▸ **What needs to be done**:
Write every line out verbatim and omit the pictures.

════

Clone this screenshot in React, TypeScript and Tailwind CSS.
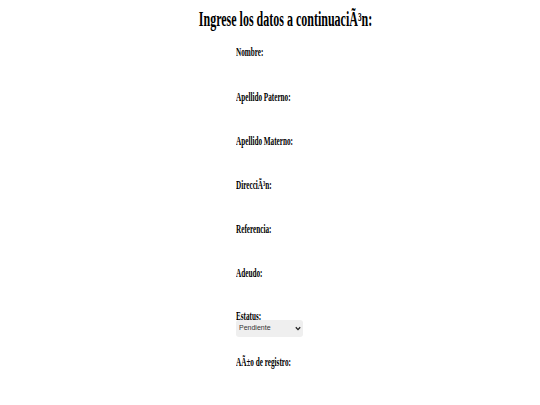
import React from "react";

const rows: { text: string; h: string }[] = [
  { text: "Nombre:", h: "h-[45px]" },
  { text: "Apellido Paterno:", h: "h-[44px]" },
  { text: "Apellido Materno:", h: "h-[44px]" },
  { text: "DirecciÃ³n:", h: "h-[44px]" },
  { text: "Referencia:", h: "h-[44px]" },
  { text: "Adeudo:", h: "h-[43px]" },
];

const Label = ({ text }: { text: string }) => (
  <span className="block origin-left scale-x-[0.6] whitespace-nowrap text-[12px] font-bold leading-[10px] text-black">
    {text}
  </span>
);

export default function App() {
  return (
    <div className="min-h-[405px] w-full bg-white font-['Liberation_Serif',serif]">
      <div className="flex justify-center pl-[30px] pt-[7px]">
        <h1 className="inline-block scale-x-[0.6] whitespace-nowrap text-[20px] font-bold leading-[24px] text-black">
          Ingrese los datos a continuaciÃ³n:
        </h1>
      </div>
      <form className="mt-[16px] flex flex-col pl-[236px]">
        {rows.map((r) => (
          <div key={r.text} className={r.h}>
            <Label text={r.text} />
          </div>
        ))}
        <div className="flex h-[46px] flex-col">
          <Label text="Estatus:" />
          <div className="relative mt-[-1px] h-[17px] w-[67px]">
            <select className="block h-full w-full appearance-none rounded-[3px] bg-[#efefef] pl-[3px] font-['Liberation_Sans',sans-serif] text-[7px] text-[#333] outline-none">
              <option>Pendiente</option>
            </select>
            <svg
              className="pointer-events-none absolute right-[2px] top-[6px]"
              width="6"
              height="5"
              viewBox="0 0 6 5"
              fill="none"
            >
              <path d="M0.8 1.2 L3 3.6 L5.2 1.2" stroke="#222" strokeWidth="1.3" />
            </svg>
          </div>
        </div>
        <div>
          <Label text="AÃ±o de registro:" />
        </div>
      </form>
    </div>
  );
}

════

▸ **The response**:
Clone this screenshot in React, TypeScript and Tailwind CSS.
import React from "react";

const rows: { text: string; h: string }[] = [
  { text: "Nombre:", h: "h-[45px]" },
  { text: "Apellido Paterno:", h: "h-[44px]" },
  { text: "Apellido Materno:", h: "h-[44px]" },
  { text: "DirecciÃ³n:", h: "h-[44px]" },
  { text: "Referencia:", h: "h-[44px]" },
  { text: "Adeudo:", h: "h-[43px]" },
];

const Label = ({ text }: { text: string }) => (
  <span className="block origin-left scale-x-[0.6] whitespace-nowrap text-[12px] font-bold leading-[10px] text-black">
    {text}
  </span>
);

export default function App() {
  return (
    <div className="min-h-[405px] w-full bg-white font-['Liberation_Serif',serif]">
      <div className="flex justify-center pl-[30px] pt-[7px]">
        <h1 className="inline-block scale-x-[0.6] whitespace-nowrap text-[20px] font-bold leading-[24px] text-black">
          Ingrese los datos a continuaciÃ³n:
        </h1>
      </div>
      <form className="mt-[16px] flex flex-col pl-[236px]">
        {rows.map((r) => (
          <div key={r.text} className={r.h}>
            <Label text={r.text} />
          </div>
        ))}
        <div className="flex h-[46px] flex-col">
          <Label text="Estatus:" />
          <div className="relative mt-[-1px] h-[17px] w-[67px]">
            <select className="block h-full w-full appearance-none rounded-[3px] bg-[#efefef] pl-[3px] font-['Liberation_Sans',sans-serif] text-[7px] text-[#333] outline-none">
              <option>Pendiente</option>
            </select>
            <svg
              className="pointer-events-none absolute right-[2px] top-[6px]"
              width="6"
              height="5"
              viewBox="0 0 6 5"
              fill="none"
            >
              <path d="M0.8 1.2 L3 3.6 L5.2 1.2" stroke="#222" strokeWidth="1.3" />
            </svg>
          </div>
        </div>
        <div>
          <Label text="AÃ±o de registro:" />
        </div>
      </form>
    </div>
  );
}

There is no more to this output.